:: ENTRIES SHOWN ::
▬▬▬
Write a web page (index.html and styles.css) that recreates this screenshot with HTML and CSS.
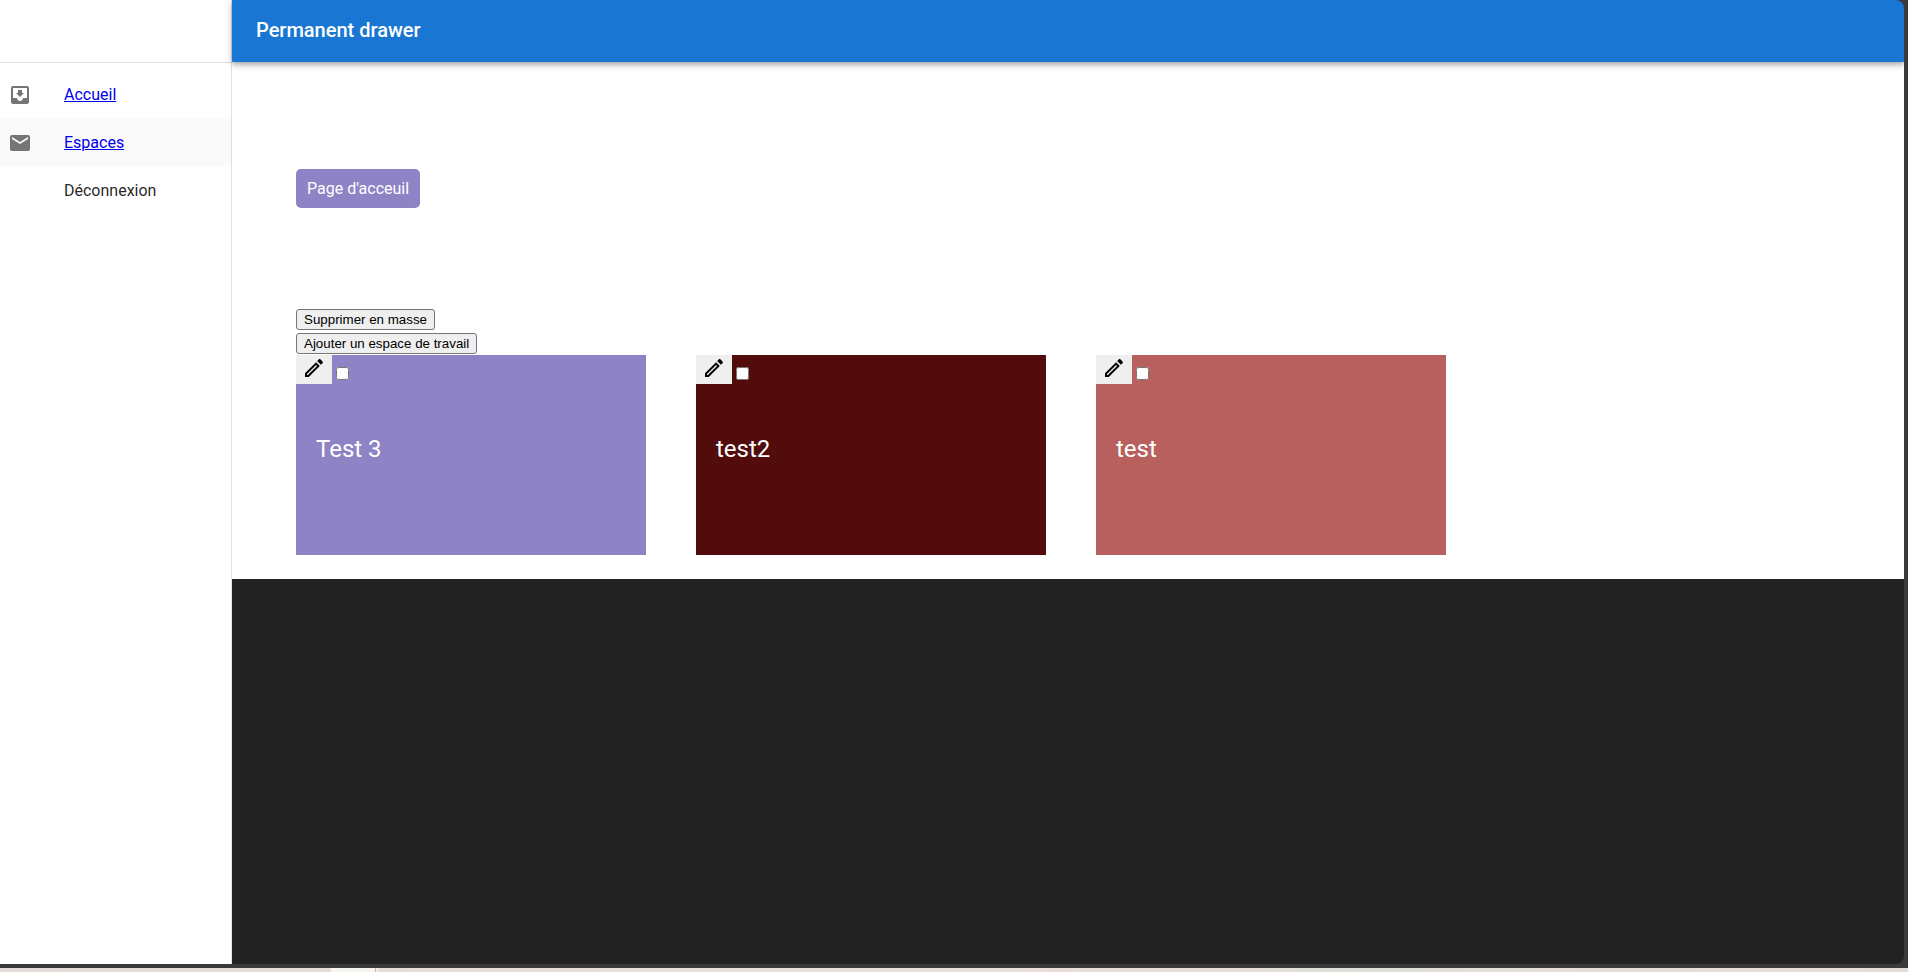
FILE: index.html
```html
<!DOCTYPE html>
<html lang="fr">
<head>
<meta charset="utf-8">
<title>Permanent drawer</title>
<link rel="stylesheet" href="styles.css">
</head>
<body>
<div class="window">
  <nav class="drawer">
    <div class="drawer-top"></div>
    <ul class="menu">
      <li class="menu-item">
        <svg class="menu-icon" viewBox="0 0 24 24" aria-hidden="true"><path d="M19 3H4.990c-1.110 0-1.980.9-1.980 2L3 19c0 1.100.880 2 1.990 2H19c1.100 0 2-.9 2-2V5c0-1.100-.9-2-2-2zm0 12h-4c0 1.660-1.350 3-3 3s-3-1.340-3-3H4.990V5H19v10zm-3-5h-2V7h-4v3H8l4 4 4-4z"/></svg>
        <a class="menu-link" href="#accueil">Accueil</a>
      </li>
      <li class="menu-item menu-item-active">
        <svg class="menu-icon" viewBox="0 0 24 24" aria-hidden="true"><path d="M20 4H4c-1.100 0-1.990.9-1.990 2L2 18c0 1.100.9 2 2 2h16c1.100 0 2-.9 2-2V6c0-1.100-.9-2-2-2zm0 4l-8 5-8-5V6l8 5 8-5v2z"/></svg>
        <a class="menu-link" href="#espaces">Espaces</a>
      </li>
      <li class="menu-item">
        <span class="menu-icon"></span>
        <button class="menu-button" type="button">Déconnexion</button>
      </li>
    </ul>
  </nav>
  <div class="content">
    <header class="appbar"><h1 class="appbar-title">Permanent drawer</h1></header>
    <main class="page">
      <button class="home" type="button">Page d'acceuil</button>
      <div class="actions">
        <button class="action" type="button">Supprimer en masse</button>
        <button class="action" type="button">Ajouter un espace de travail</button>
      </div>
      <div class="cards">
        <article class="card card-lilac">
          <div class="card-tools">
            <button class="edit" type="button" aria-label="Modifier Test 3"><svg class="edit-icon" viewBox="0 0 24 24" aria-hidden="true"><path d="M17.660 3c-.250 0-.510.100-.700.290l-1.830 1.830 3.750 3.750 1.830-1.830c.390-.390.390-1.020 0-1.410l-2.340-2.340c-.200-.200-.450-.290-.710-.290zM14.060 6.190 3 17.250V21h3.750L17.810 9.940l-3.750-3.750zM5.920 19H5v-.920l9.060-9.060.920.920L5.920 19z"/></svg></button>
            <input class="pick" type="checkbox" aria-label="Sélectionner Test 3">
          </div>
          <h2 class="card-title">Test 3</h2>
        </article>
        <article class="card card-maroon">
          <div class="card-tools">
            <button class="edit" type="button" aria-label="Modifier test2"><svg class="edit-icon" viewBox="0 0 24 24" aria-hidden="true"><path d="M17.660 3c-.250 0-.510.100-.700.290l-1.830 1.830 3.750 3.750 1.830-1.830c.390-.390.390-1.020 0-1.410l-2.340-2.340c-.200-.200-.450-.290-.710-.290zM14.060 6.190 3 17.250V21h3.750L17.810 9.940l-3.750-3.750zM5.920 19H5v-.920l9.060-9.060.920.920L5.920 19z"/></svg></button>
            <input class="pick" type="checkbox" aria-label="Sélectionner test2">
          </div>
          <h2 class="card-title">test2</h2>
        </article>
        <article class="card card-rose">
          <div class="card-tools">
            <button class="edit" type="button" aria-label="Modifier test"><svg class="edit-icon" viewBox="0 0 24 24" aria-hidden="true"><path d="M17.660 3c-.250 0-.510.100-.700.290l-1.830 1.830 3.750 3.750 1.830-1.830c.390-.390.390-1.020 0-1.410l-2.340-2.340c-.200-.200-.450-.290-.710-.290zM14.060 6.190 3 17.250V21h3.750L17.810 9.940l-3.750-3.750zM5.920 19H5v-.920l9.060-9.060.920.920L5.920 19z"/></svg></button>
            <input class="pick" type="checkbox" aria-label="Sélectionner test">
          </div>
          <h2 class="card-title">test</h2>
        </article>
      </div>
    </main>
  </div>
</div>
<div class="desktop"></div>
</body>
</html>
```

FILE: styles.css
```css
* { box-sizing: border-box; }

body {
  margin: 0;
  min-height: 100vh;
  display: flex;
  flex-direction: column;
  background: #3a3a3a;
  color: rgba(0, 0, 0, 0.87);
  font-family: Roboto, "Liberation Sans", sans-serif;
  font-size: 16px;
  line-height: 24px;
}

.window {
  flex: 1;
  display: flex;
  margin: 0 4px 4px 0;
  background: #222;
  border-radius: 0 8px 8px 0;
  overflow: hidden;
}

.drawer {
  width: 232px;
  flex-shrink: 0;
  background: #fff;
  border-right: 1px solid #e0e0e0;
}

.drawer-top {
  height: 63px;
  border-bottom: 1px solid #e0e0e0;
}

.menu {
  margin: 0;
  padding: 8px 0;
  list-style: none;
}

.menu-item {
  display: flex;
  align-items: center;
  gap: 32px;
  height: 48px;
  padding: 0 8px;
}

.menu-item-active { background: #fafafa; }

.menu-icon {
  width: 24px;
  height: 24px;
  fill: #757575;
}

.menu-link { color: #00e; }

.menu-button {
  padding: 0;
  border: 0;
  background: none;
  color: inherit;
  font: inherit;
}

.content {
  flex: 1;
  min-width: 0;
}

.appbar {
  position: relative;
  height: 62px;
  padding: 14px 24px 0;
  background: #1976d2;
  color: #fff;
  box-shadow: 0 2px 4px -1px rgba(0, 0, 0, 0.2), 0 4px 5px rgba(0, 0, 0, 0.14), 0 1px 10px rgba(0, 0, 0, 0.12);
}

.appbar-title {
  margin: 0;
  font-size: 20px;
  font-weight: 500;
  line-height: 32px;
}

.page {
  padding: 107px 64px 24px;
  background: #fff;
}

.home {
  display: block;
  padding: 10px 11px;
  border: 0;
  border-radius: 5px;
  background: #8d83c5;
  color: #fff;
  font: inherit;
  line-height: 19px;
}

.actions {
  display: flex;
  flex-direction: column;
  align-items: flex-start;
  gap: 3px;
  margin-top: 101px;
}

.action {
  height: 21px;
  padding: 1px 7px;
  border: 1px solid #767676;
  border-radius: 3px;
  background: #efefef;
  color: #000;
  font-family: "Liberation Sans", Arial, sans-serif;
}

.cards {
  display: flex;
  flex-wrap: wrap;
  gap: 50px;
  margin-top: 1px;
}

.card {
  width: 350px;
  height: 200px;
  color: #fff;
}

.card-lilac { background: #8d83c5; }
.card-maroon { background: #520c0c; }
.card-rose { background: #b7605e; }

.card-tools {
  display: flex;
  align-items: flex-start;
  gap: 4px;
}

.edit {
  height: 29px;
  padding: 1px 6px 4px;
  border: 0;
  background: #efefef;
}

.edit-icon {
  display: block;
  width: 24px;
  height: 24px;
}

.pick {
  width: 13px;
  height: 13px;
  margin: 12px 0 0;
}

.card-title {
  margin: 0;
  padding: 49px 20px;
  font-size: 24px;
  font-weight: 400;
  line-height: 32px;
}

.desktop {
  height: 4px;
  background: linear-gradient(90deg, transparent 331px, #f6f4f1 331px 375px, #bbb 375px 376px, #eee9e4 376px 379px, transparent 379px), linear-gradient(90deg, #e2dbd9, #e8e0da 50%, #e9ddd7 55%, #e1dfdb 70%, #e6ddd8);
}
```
▬▬▬
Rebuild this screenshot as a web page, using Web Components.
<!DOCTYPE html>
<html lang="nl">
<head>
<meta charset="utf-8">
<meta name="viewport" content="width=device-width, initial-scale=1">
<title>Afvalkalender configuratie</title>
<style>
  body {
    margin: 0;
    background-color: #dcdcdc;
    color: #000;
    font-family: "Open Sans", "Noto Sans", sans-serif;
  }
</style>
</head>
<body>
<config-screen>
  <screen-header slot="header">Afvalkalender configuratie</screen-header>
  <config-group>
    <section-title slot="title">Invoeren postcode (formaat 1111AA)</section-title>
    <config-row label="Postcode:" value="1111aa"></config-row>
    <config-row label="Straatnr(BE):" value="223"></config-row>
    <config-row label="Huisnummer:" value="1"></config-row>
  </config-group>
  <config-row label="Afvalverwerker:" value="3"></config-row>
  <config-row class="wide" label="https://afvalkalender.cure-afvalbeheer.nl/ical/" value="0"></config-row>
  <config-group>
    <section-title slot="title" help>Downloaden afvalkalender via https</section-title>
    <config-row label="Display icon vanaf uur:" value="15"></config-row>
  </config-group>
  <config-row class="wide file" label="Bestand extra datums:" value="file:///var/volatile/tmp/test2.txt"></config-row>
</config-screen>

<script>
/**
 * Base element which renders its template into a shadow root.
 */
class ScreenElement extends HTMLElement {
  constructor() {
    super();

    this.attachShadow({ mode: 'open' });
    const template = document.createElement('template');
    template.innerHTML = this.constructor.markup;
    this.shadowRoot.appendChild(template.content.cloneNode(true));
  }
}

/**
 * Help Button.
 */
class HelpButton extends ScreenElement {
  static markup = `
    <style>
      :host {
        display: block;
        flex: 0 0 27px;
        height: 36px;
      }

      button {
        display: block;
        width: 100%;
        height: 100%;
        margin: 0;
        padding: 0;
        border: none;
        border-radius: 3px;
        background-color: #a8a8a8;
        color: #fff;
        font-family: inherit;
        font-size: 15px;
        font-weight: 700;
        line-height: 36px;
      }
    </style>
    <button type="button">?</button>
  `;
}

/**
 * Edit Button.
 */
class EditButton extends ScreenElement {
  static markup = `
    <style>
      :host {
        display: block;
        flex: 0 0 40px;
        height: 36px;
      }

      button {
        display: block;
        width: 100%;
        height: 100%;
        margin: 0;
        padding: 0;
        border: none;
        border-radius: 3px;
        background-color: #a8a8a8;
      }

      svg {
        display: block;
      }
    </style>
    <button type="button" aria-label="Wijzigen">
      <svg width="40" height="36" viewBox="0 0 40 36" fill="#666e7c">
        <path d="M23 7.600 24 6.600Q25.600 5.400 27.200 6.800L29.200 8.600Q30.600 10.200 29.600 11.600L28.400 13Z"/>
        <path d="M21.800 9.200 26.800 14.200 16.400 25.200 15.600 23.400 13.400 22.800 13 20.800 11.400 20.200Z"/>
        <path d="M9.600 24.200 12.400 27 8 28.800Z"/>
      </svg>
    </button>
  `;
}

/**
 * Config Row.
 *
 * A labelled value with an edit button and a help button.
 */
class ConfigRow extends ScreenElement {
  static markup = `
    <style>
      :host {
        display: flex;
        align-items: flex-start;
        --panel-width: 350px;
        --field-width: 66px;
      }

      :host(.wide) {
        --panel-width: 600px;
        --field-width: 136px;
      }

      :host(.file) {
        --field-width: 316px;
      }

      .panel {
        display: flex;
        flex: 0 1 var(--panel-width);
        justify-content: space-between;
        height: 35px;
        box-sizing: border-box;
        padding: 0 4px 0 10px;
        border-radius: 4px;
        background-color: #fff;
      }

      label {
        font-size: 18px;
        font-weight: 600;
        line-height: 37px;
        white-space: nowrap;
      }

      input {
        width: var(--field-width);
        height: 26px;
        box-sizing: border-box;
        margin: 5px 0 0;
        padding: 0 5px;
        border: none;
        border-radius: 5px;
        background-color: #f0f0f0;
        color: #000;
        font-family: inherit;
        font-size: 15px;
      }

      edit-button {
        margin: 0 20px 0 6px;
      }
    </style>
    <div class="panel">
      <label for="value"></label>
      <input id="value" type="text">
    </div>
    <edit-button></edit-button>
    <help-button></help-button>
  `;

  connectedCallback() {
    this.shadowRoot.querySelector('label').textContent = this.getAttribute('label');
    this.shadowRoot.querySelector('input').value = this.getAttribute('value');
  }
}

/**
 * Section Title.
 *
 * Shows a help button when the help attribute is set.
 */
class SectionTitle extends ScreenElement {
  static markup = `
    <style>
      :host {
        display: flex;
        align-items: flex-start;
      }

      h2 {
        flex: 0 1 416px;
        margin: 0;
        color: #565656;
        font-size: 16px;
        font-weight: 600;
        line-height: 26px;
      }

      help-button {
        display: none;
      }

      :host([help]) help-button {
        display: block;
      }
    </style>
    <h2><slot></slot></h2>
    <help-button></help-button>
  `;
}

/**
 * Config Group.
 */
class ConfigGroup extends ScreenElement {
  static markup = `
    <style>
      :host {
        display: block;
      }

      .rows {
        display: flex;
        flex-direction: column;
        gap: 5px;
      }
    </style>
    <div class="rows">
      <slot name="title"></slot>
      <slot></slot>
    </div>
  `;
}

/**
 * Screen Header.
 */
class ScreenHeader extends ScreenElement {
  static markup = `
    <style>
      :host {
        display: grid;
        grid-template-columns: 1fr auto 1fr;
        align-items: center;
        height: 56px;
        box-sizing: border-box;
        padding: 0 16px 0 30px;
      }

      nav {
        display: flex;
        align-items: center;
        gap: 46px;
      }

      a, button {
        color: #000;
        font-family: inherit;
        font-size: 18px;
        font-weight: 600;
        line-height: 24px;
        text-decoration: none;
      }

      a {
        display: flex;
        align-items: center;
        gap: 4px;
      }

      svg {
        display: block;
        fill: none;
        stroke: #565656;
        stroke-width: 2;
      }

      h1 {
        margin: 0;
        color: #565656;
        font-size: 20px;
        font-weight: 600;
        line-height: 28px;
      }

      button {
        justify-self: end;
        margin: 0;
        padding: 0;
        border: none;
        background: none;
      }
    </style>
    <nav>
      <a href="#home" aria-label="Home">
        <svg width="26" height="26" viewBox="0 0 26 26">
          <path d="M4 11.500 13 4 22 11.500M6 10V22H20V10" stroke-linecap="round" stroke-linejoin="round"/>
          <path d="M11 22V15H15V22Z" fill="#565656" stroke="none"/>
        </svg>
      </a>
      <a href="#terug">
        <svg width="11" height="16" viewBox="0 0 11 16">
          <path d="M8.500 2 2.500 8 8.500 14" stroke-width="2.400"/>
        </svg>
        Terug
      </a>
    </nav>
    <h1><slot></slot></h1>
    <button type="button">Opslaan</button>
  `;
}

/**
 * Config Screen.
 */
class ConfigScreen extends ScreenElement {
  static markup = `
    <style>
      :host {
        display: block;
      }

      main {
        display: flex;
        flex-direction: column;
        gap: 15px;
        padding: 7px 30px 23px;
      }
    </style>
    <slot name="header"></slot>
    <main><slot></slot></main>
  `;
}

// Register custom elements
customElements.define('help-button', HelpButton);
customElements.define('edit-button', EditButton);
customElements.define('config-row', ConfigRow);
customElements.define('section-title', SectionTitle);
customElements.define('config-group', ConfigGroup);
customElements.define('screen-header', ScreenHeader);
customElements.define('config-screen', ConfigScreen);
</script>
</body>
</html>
▬▬▬
Which lines in the data above contain "index"? Show each one.

:: TASK RESULT ::
Write a web page (index.html and styles.css) that recreates this screenshot with HTML and CSS.
FILE: index.html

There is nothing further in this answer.